Words aren’t enough – the Women and Youth Ministry needs to take action

Kamogelo Olaitan

When the Ministry of Women, Youth and Persons with Disabilities was introduced years ago its mandate was clear: to provide leadership and empowerment to women, youth and persons with disabilities.

But after eight women working on a film set were repeatedly gang-raped in Krugersdorp on 28 July by a group of heavily-armed men, Minister Maite Nkoana-Mashabane was nowhere to be found.

When news of the crime surfaced, the ministry published a statement expressing shock and anger.

That was the last time the minister or her department had anything to do with the case.

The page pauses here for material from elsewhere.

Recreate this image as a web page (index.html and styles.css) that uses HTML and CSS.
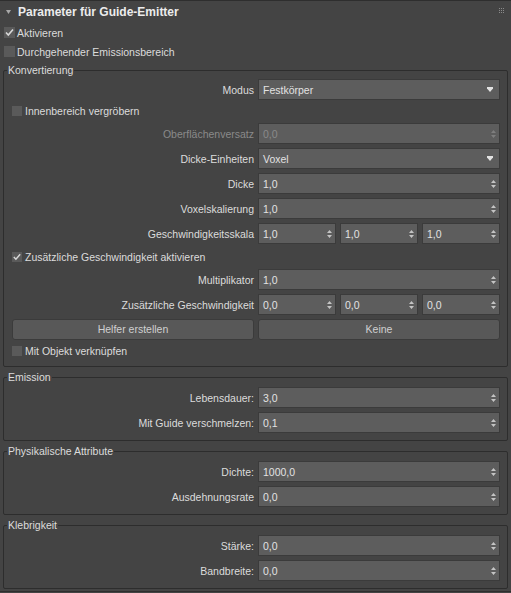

As the police visited the scene and the Department of Social Development offered psycho-social support for the victims and their families, Nkoana-Mashabane was still silent.

Last week, Police Minister Bheki Cele caused an uproar when he said one of the rape victims was “lucky” to have been raped by only one man. Still there was no response or outrage from the ministry that is supposed to be protecting women.

The question remains: who is the department serving if not these women and the young people suffering under the scourge of crime in South Africa?

The rapes of the women in Krugersdorp was far from the first time Nkoana-Mashabane’s ministry failed to act after tragedy.

Six weeks ago, 21 young people died mysteriously at the Enyobeni Tavern in East London. The youngest was 13.

Again, the minister issued a statement to say she was saddened by the deaths – and again this was the last we heard from her on the issue.

Many were angered by the fact that kids as young as 13 were at a tavern in the early hours of the morning. The president even backed calls for the legal drinking age to be elevated to 21.

While a range of government officials held press briefings to offer updates on the cause of the 21 deaths, Nkoana-Mashabane was absent.

The minister’s mandate is to provide empowerment to women and young people. Empowerment is not achieved by statements expressing shock, but rather real policies to curb the scourge of gender-based violence and young deaths in this country.